ANAN
ANAN targets 2018 revenue of Bt38bn, implying growth of 152%. It currently has backlog of Bt53.7bn, of which Bt30.62bn will be booked as revenue this year. It plans to launch 16 projects and expects to generate presales of Bt35.067bn. It is cooperating with its partner to launch four serviced apartments in March 2018. (Khao Hoon, 26/02/18)
Comment: The Ashton Asoke issue has been a massive hang over on this company

BEAUTY
BEAUTY reported a five-year high 2017 revenue and earnings, the highest since listing on the SET. It reported revenue of Bt3.735bn, growing 45.98% with earnings at Bt1.229bn, growing by 87.39%. It announced a dividend on 2H17 of Bt0.258/share and has budgeted Bt120mn to add more branches and new distribution channels. (Thun Hoon, 26/02/18)
Comment: And they keep growing and growing and growing

CPALL
CPALL announced a dividend of Bt1.10/share after reporting 2017 net profit at Bt20bn and revenue of Bt489bn, backed by higher sales and a better margin.
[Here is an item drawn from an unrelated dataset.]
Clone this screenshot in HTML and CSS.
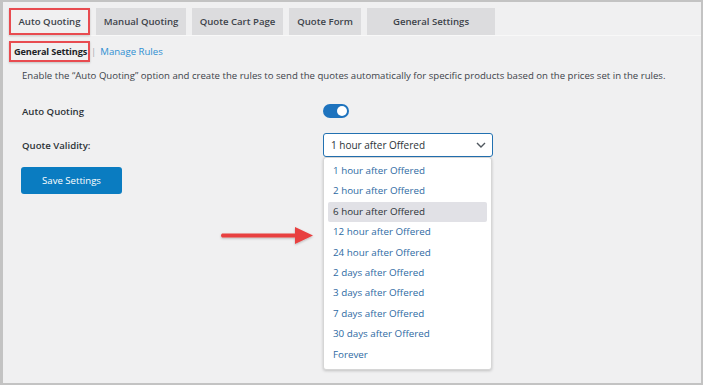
FILE: index.html
```html
<!DOCTYPE html>
<html>
<head>
<meta charset="utf-8">
<link rel="stylesheet" href="styles.css">
</head>
<body>
<div class="frame">
  <div class="tabs">
    <div class="tab tab-active w1">Auto Quoting</div>
    <div class="tab w2">Manual Quoting</div>
    <div class="tab w3">Quote Cart Page</div>
    <div class="tab w4">Quote Form</div>
    <div class="tab w5">General Settings</div>
  </div>
  <div class="subnav">
    <span class="sub-active">General Settings</span>
    <span class="sep">|</span>
    <a class="sub-link">Manage Rules</a>
  </div>
  <p class="desc">Enable the “Auto Quoting” option and create the rules to send the quotes automatically for specific products based on the prices set in the rules.</p>
  <div class="row row-toggle">
    <div class="label">Auto Quoting</div>
    <div class="toggle"><span class="knob"></span></div>
  </div>
  <div class="row row-select">
    <div class="label">Quote Validity:</div>
    <div class="select-wrap">
      <div class="select">
        <span>1 hour after Offered</span>
        <svg class="chev" width="10" height="6" viewBox="0 0 10 6"><path d="M1 1 L5 5 L9 1" fill="none" stroke="#50575e" stroke-width="1.4"/></svg>
      </div>
      <ul class="menu">
        <li>1 hour after Offered</li>
        <li>2 hour after Offered</li>
        <li class="hl">6 hour after Offered</li>
        <li>12 hour after Offered</li>
        <li>24 hour after Offered</li>
        <li>2 days after Offered</li>
        <li>3 days after Offered</li>
        <li>7 days after Offered</li>
        <li>30 days after Offered</li>
        <li>Forever</li>
      </ul>
    </div>
  </div>
  <div class="btn">Save Settings</div>
  <svg class="arrow" width="100" height="26" viewBox="0 0 100 26">
    <defs>
      <filter id="sh" x="-10%" y="-30%" width="120%" height="160%">
        <feDropShadow dx="0" dy="1" stdDeviation="1" flood-color="#000" flood-opacity="0.25"/>
      </filter>
    </defs>
    <g filter="url(#sh)">
      <path d="M4 10.5 L77 10.5 L77 4 L95 12.5 L77 21 L77 14.5 L4 14.5 Q2 12.5 4 10.5 Z" fill="#e8403f"/>
    </g>
  </svg>
</div>
</body>
</html>
```
FILE: styles.css
```css
* { box-sizing: border-box; }
html, body { margin: 0; padding: 0; }
body {
  width: 703px;
  height: 385px;
  font-family: "Open Sans", "Noto Sans", sans-serif;
  font-size: 9.6px;
  color: #3c434a;
}
.frame {
  position: relative;
  width: 703px;
  height: 385px;
  background: #f0f0f1;
  border-top: 2px solid #c3c3c3;
  border-left: 3px solid #c3c3c3;
  border-right: 2px solid #c3c3c3;
  border-bottom: 2px solid #c3c3c3;
  padding: 6px 0 0 6px;
}
.tabs {
  display: flex;
  gap: 6px;
  height: 28px;
  border-bottom: 1px solid #f8f8f8;
}
.tab {
  height: 27px;
  background: #dcdcde;
  font-weight: 600;
  font-size: 9.6px;
  color: #3c434a;
  display: flex;
  align-items: center;
  justify-content: center;
  white-space: nowrap;
}
.tab-active {
  background: #f0f0f1;
  outline: 2px solid #e84b50;
  outline-offset: -2px;
  box-shadow: 0 1px 2px rgba(0,0,0,0.2);
}
.w1 { width: 81px; }
.w2 { width: 90px; }
.w3 { width: 91px; }
.w4 { width: 72px; }
.w5 { width: 128px; }
.subnav {
  display: flex;
  align-items: center;
  margin-top: 5px;
  height: 21px;
  white-space: nowrap;
}
.sub-active {
  display: flex;
  align-items: center;
  height: 21px;
  width: 81px;
  padding-left: 3px;
  font-weight: 700;
  font-size: 9.2px;
  letter-spacing: -0.15px;
  color: #1d2327;
  border: 2px solid #e84b50;
  box-shadow: 0 1px 2px rgba(0,0,0,0.2);
  overflow: hidden;
}
.sep { color: #a7aaad; margin: 0 4px 0 1px; }
.sub-link { color: #2f8fd1; }
.desc {
  margin: 7px 0 0 13px;
  line-height: 14px;
  color: #3c434a;
}
.row {
  display: flex;
  align-items: center;
  margin-left: 13px;
}
.label {
  width: 301px;
  font-weight: 600;
  color: #2c3338;
}
.row-toggle { margin-top: 20px; height: 16px; }
.toggle {
  width: 26px;
  height: 14px;
  border-radius: 7px;
  background: #1e73be;
  position: relative;
}
.knob {
  position: absolute;
  right: 2px;
  top: 2px;
  width: 10px;
  height: 10px;
  border-radius: 50%;
  background: #fff;
}
.row-select { margin-top: 14px; height: 24px; }
.select-wrap { position: relative; }
.select {
  width: 170px;
  height: 24px;
  border: 1px solid #2271b1;
  border-radius: 3px;
  background: #fff;
  display: flex;
  align-items: center;
  justify-content: space-between;
  padding: 0 6px 0 7px;
  font-size: 10px;
  color: #2c3338;
}
.menu {
  position: absolute;
  left: 0;
  top: 24px;
  width: 169px;
  margin: 0;
  padding: 3px 4px 4px 4px;
  list-style: none;
  background: #fff;
  border: 1px solid #d6d6d6;
  border-radius: 3px;
  box-shadow: 0 1px 3px rgba(0,0,0,0.2);
  z-index: 2;
}
.menu li {
  height: 20.4px;
  line-height: 20.4px;
  padding-left: 5px;
  font-size: 9.8px;
  color: #2e6aa3;
  border-radius: 2px;
}
.menu li.hl {
  background: #e1e1e6;
  color: #2c3338;
}
.btn {
  margin: 10px 0 0 12px;
  width: 101px;
  height: 27px;
  border-radius: 3px;
  background: #0a7cc1;
  color: #fff;
  display: flex;
  align-items: center;
  justify-content: center;
}
.arrow {
  position: absolute;
  left: 215px;
  top: 221px;
}
```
It had 10,268 stores at the end of 2017. (Thun Hoon, 26/02/18)
Comment: Regardless of what brokers write, I am fairly convinced that CPALL is going to be a banking agent and make a small fortune. Plus they still have MAKRO that is now performing very well.

JAS
JAS announced a dividend of Bt0.2/share, XD on March 12. It reported 2017 net profit of Bt2.693bn, decreasing by 11.43%. However, the number of 3BB users has risen to 2.726mn at the end of 2017. It is going to issue 263.37mn ordinary shares to support the exercise of JAS-W3. (Khao Hoon, 26/02/18)

LIT
LIT expects 2018 earnings to continue to a new high and projects revenue at Bt503mn, growing by 20%. It expects new loans to reach Bt13bn and targets to maintain NPLs at 5%. It expects to move to the SET by 2020 from mai. (Khao Hoon, 26/02/18)

MINT
MINT targets earnings five-year (2018-2022) earnings growth of 15-20% p.a.. It expects hotel Revpar to grow 7-9% and expects food business SSS growth to be positive this year with a target of 2-3% annually for the next five years. It has set a five-year budget of Bt44bn, of which Bt34bn is to expand its existing business and Bt1bn to invest in new business. (Thun Hoon, 26/02/18)
Comment: It would be impressive if they could achieve this without acquisitions

PDI
PDI reported 2017 earnings of Bt905mn, growing 89% to a 10-year high. Revenue was Bt6.357bn, underwritten by rising steel and zinc price to more than US$3,200/ton and effective cost management. (Thun Hoon, 26/02/18)
Comment: Out of nowhere this sleepy company has awoken!

PRM
PRM targets 2018 earnings to grow by at least 10% backed by its plan to add nine ships to its fleet and efficient cost management. It announced a dividend of Bt0.10/share. (Thun Hoon, 26/02/18)

PTG
PTG raised its 2018 revenue target to Bt115bn from Bt110bn backed by a 20-25% increase in oil sales volume and growth in non-oil business. It is going to start operations of its palm complex on March 15. It has budgeted Bt4-5bn for business expansion and it is negotiating with its partner for an LPG business expansion plan, which it expects to finalize in 3Q18. It also expects to close the deal to acquire food and service businesses this year. (Khao Hoon, 26/02/18)
Comment: Thats a brave increase by the company despite the delay in palm oil complex.